─── RECORDED DATA ───

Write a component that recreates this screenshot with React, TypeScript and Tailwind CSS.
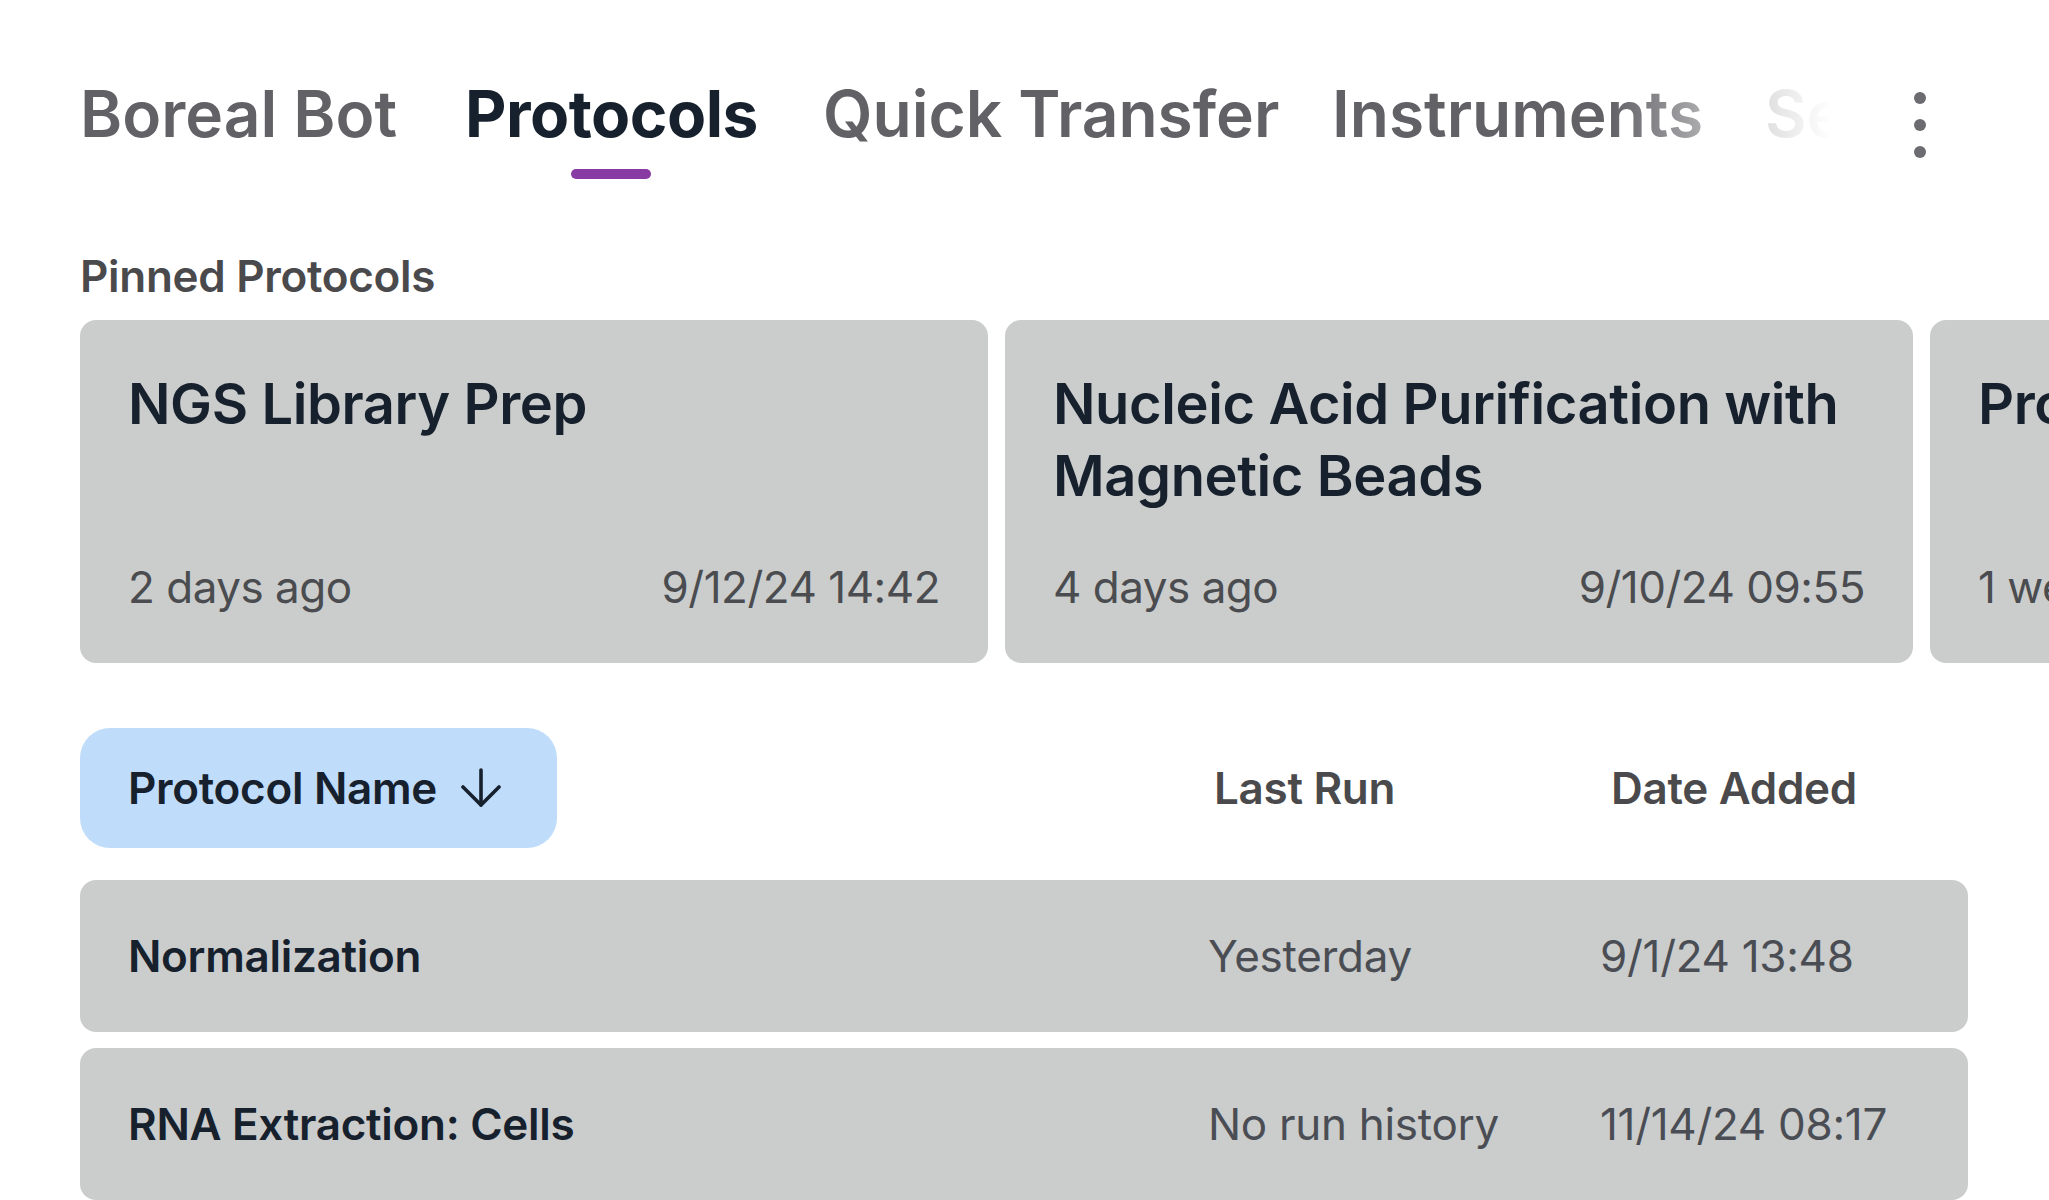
import React from "react";

const tabs = [
  { label: "Boreal Bot", w: "w-[385px]", active: false },
  { label: "Protocols", w: "w-[358px]", active: true },
  { label: "Quick Transfer", w: "w-[509px]", active: false },
  { label: "Instruments", w: "w-[433px]", active: false },
  { label: "Settings", w: "w-[400px]", active: false },
];

const pinned = [
  { title: "NGS Library Prep", ago: "2 days ago", date: "9/12/24 14:42" },
  { title: "Nucleic Acid Purification with Magnetic Beads", ago: "4 days ago", date: "9/10/24 09:55" },
  { title: "Protein Quantification Assay", ago: "1 week ago", date: "9/7/24 11:20" },
];

const rows = [
  { name: "Normalization", last: "Yesterday", date: "9/1/24 13:48" },
  { name: "RNA Extraction: Cells", last: "No run history", date: "11/14/24 08:17" },
];

function ArrowDown() {
  return (
    <svg width="40" height="40" viewBox="0 0 40 40" fill="none" stroke="#16212d" strokeWidth="3.6" strokeLinecap="round" strokeLinejoin="round">
      <line x1="20" y1="2" x2="20" y2="37" />
      <polyline points="2,19 20,37 38,19" />
    </svg>
  );
}

export default function App() {
  return (
    <div className="w-[2049px] h-[1200px] overflow-hidden bg-white font-['Inter','Noto_Sans',sans-serif] text-[#16212d]">
      {/* Navigation */}
      <nav className="flex items-start pt-[72px] pl-[80px]">
        <div className="relative flex w-[1770px] shrink-0 overflow-hidden">
          {tabs.map((t) => (
            <div key={t.label} className={`${t.w} shrink-0`}>
              <div className="inline-flex flex-col items-center">
                <span
                  className={
                    t.active
                      ? "whitespace-nowrap text-[64px] leading-[84px] font-bold text-[#16212d] tracking-[-0.5px]"
                      : "whitespace-nowrap text-[64px] leading-[84px] font-semibold text-[#616166]"
                  }
                >
                  {t.label}
                </span>
                <div className={t.active ? "mt-[13px] h-[10px] w-[80px] rounded-full bg-[#893ba4]" : "mt-[13px] h-[10px] w-[80px]"} />
              </div>
            </div>
          ))}
          <div className="pointer-events-none absolute inset-y-0 right-0 w-[240px] bg-linear-to-r from-white/0 via-white/80 via-[65%] to-white to-[92%]" />
        </div>
        <div className="ml-[64px] mt-[20px] flex flex-col gap-[15px]">
          <div className="h-[12px] w-[12px] rounded-full bg-[#6b6b70]" />
          <div className="h-[12px] w-[12px] rounded-full bg-[#6b6b70]" />
          <div className="h-[12px] w-[12px] rounded-full bg-[#6b6b70]" />
        </div>
      </nav>

      {/* Pinned protocols */}
      <section className="mt-[69px] pl-[80px]">
        <h2 className="text-[44px] leading-[56px] font-semibold text-[#4a4a4c] tracking-[-0.3px]">Pinned Protocols</h2>
        <div className="mt-[16px] flex gap-[17px]">
          {pinned.map((p) => (
            <div key={p.title} className="flex h-[343px] w-[908px] shrink-0 flex-col justify-between rounded-[16px] bg-[#cbcccc] px-[48px] pt-[48px] pb-[48px]">
              <div className="text-[56px] leading-[72px] font-semibold text-[#16212d] tracking-[-0.4px]">{p.title}</div>
              <div className="flex items-center justify-between text-[44px] leading-[56px] text-[#4a4c50] tracking-[-0.5px]">
                <span>{p.ago}</span>
                <span>{p.date}</span>
              </div>
            </div>
          ))}
        </div>
      </section>

      {/* Table header */}
      <div className="mt-[65px] ml-[80px] flex w-[1888px] items-center">
        <div className="flex h-[120px] items-center rounded-[30px] bg-[#bfdcfb] pl-[48px] pr-[56px]">
          <span className="text-[44px] leading-[56px] font-semibold text-[#16212d] tracking-[-0.3px]">Protocol Name</span>
          <span className="ml-[24px] flex">
            <ArrowDown />
          </span>
        </div>
        <div className="flex-1" />
        <div className="w-[397px] text-[44px] leading-[56px] font-semibold text-[#4a4a4c] tracking-[-0.3px]">Last Run</div>
        <div className="w-[357px] text-[44px] leading-[56px] font-semibold text-[#4a4a4c] tracking-[-0.3px]">Date Added</div>
      </div>

      {/* Rows */}
      <div className="mt-[32px] ml-[80px] flex w-[1888px] flex-col gap-[16px]">
        {rows.map((r) => (
          <div key={r.name} className="flex h-[152px] shrink-0 items-center rounded-[16px] bg-[#cbcccc] pl-[48px]">
            <div className="flex-1 text-[44px] leading-[56px] font-semibold text-[#16212d] tracking-[-0.3px]">{r.name}</div>
            <div className="w-[392px] text-[44px] leading-[56px] text-[#4a4e54] tracking-[-0.3px]">{r.last}</div>
            <div className="w-[368px] text-[44px] leading-[56px] text-[#4a4e54] tracking-[-0.3px]">{r.date}</div>
          </div>
        ))}
      </div>
    </div>
  );
}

───

[GIVEN INSTRUCTION] Take the listing above and restate it word for word, without its pictures.

[ANSWER TO THIS PROBLEM]
Write a component that recreates this screenshot with React, TypeScript and Tailwind CSS.
import React from "react";

const tabs = [
  { label: "Boreal Bot", w: "w-[385px]", active: false },
  { label: "Protocols", w: "w-[358px]", active: true },
  { label: "Quick Transfer", w: "w-[509px]", active: false },
  { label: "Instruments", w: "w-[433px]", active: false },
  { label: "Settings", w: "w-[400px]", active: false },
];

const pinned = [
  { title: "NGS Library Prep", ago: "2 days ago", date: "9/12/24 14:42" },
  { title: "Nucleic Acid Purification with Magnetic Beads", ago: "4 days ago", date: "9/10/24 09:55" },
  { title: "Protein Quantification Assay", ago: "1 week ago", date: "9/7/24 11:20" },
];

const rows = [
  { name: "Normalization", last: "Yesterday", date: "9/1/24 13:48" },
  { name: "RNA Extraction: Cells", last: "No run history", date: "11/14/24 08:17" },
];

function ArrowDown() {
  return (
    <svg width="40" height="40" viewBox="0 0 40 40" fill="none" stroke="#16212d" strokeWidth="3.6" strokeLinecap="round" strokeLinejoin="round">
      <line x1="20" y1="2" x2="20" y2="37" />
      <polyline points="2,19 20,37 38,19" />
    </svg>
  );
}

export default function App() {
  return (
    <div className="w-[2049px] h-[1200px] overflow-hidden bg-white font-['Inter','Noto_Sans',sans-serif] text-[#16212d]">
      {/* Navigation */}
      <nav className="flex items-start pt-[72px] pl-[80px]">
        <div className="relative flex w-[1770px] shrink-0 overflow-hidden">
          {tabs.map((t) => (
            <div key={t.label} className={`${t.w} shrink-0`}>
              <div className="inline-flex flex-col items-center">
                <span
                  className={
                    t.active
                      ? "whitespace-nowrap text-[64px] leading-[84px] font-bold text-[#16212d] tracking-[-0.5px]"
                      : "whitespace-nowrap text-[64px] leading-[84px] font-semibold text-[#616166]"
                  }
                >
                  {t.label}
                </span>
                <div className={t.active ? "mt-[13px] h-[10px] w-[80px] rounded-full bg-[#893ba4]" : "mt-[13px] h-[10px] w-[80px]"} />
              </div>
            </div>
          ))}
          <div className="pointer-events-none absolute inset-y-0 right-0 w-[240px] bg-linear-to-r from-white/0 via-white/80 via-[65%] to-white to-[92%]" />
        </div>
        <div className="ml-[64px] mt-[20px] flex flex-col gap-[15px]">
          <div className="h-[12px] w-[12px] rounded-full bg-[#6b6b70]" />
          <div className="h-[12px] w-[12px] rounded-full bg-[#6b6b70]" />
          <div className="h-[12px] w-[12px] rounded-full bg-[#6b6b70]" />
        </div>
      </nav>

      {/* Pinned protocols */}
      <section className="mt-[69px] pl-[80px]">
        <h2 className="text-[44px] leading-[56px] font-semibold text-[#4a4a4c] tracking-[-0.3px]">Pinned Protocols</h2>
        <div className="mt-[16px] flex gap-[17px]">
          {pinned.map((p) => (
            <div key={p.title} className="flex h-[343px] w-[908px] shrink-0 flex-col justify-between rounded-[16px] bg-[#cbcccc] px-[48px] pt-[48px] pb-[48px]">
              <div className="text-[56px] leading-[72px] font-semibold text-[#16212d] tracking-[-0.4px]">{p.title}</div>
              <div className="flex items-center justify-between text-[44px] leading-[56px] text-[#4a4c50] tracking-[-0.5px]">
                <span>{p.ago}</span>
                <span>{p.date}</span>
              </div>
            </div>
          ))}
        </div>
      </section>

      {/* Table header */}
      <div className="mt-[65px] ml-[80px] flex w-[1888px] items-center">
        <div className="flex h-[120px] items-center rounded-[30px] bg-[#bfdcfb] pl-[48px] pr-[56px]">
          <span className="text-[44px] leading-[56px] font-semibold text-[#16212d] tracking-[-0.3px]">Protocol Name</span>
          <span className="ml-[24px] flex">
            <ArrowDown />
          </span>
        </div>
        <div className="flex-1" />
        <div className="w-[397px] text-[44px] leading-[56px] font-semibold text-[#4a4a4c] tracking-[-0.3px]">Last Run</div>
        <div className="w-[357px] text-[44px] leading-[56px] font-semibold text-[#4a4a4c] tracking-[-0.3px]">Date Added</div>
      </div>

      {/* Rows */}
      <div className="mt-[32px] ml-[80px] flex w-[1888px] flex-col gap-[16px]">
        {rows.map((r) => (
          <div key={r.name} className="flex h-[152px] shrink-0 items-center rounded-[16px] bg-[#cbcccc] pl-[48px]">
            <div className="flex-1 text-[44px] leading-[56px] font-semibold text-[#16212d] tracking-[-0.3px]">{r.name}</div>
            <div className="w-[392px] text-[44px] leading-[56px] text-[#4a4e54] tracking-[-0.3px]">{r.last}</div>
            <div className="w-[368px] text-[44px] leading-[56px] text-[#4a4e54] tracking-[-0.3px]">{r.date}</div>
          </div>
        ))}
      </div>
    </div>
  );
}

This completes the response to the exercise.